These days everybody talks about a united Europe as a concept to stem the nationalistic and chauvinistic tendencies of various societies within the continent. But anybody who reads the novel, Two Years of Night (in German, Zwei Jahre Nacht – the book is yet to be translated into English) will no longer see that utopian ideal in such rosy colours. Author Damir Ovcina details the helplessness, desolation and disillusionment of an 18-year-old man living in a Sarajevo apartment near the front, during the 1,425-day-long siege of the Bosnian city between 1992 and 1996.
Nobody came to help him, or the others trapped there. Europeans observed the longest siege they had known in the 20th century, watching on as a multi-national city was ethnically cleansed. It is estimated that around 11,000 people died.
The Bosnian author Ovcina, who was born in Sarajevo in 1973, experienced this first-hand. During the siege he was trapped in the neighbourhood of Grbavica. It’s a district near central Sarajevo that was reduced to rubble by the fighting. Hundreds of apartments and the football stadium were burned to the ground, homes were plundered and everything that moved was shot. In Grbavica, Serbian soldiers, militias and criminals tortured, beat, raped, tormented and murdered thousands of the inhabitants – they considered “the Muslims” their enemies.
It is during this period, that Ovcina’s story takes place. The teenage protagonist of his book doesn’t actually even live here. He is here because he needed some time away after the death of his mother. But when he tries to leave that evening to return to his father’s side, he is stopped by Serbian soldiers who refuse to let him out of the neighbourhood. What starts as an overnight stay in an abandoned apartment becomes a four-year-long imprisonment. During this time, the book’s hero has no idea where his father is or whether he himself will survive the massacre of the city’s people. For months he is forced to work as part of a battalion that drags corpses, refrigerators and ovens out of the apartments of those who have been murdered and others who have fled. The dead bodies are buried under trees or on streets, and the household goods are given to dealers, or to neighbours who just happen to have the right family name.
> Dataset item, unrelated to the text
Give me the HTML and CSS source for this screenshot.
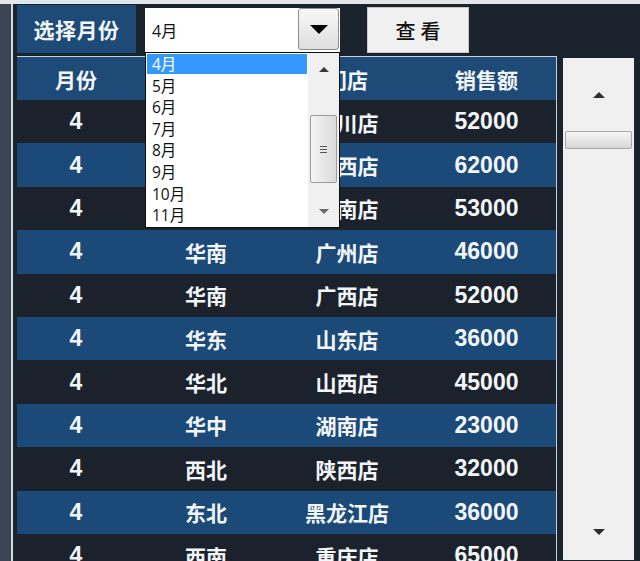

In the original Bosnian, Ovcina’s novel was called “The time I was Hodja”. The title plays with the name hodja – also Khawaja in English – which is given to the boy by his Serbian tormentors. The word means a “master” or “teacher” among local Muslims. Drunk and stoned, the Serbians try to force the Hodja to pray for them. But this Hodja is no religious teacher. He is a totally average, secular European teenager, who doesn’t have any religion but who has been mistaken for a Bosnian Muslim because of a name – a name “that isn’t to be recommended in this neighbourhood in these days.”
He is forced to sing folk songs to his oppressors while a Muslim woman is raped and only survives by becoming a murderer himself, shooting the three Serbian soldiers. This forces him into hiding and he spends the next three years in a single abandoned house, where he has been able to find shelter, thanks to help from a local teacher.
Throughout the whole book, nobody is ever called by their name. We never learn the first or family names of our protagonist nor most of the other characters. The absence of nomenclature underlines the existential role that names played in the bloody conflict in the former Yugoslavia. Often it was names which sent a clear signal of whether someone had a Serbian, Muslim or Croat heritage. In effect, it was names that decided whether you escaped with your life amid the ethnic cleansing.
A piano player, who is forced to carry corpses alongside the book’s main character, tells the protagonist to write down in detail everything that he sees, hears, smells, tastes and experiences. “Colours, people, numbers, hours, days – all of these things that we could never have imagined.” And the book’s protagonist does as the pianist suggests.
In the unadorned style of a news agency or a telegram, he tells of the same things – movements, people - happening over and over again, often without verbs or adjectives. He does this for years, recording the names of streets, car brands, radio stations, margarine, toothpaste or oven manufacturers, the movements of tanks, ambulances or white VW Golfs, the smell of herbal tea, the frequent shootings at the other end of the street. He does this in such tremendously minute detail over 750 pages that the book is both torturous and gripping. When you do put it down you feel as though you are repeating the mistake that Europe made back then: That is, closing your eyes to the years when some European citizens spent day after day moving corpses and searching for food.
Ovcina’s novel is the chronology of an urbanicide. But it is also the story of ethnic cleansing in a European metropolis, in which the protagonist is forced to play an unwilling part. He must remove the dead and the traces of former inhabitants from apartments they are no longer allowed to live in. Two Years of Night shows us that genocide in the former Yugoslavia didn’t just happen in distant villages, the names of which none of us know. The novel forces us to become witnesses to one of the bloodiest European tragedies since the last world war. And it does so in such a captivating way that one can easily place this novel alongside some of the greatest European novels ever written.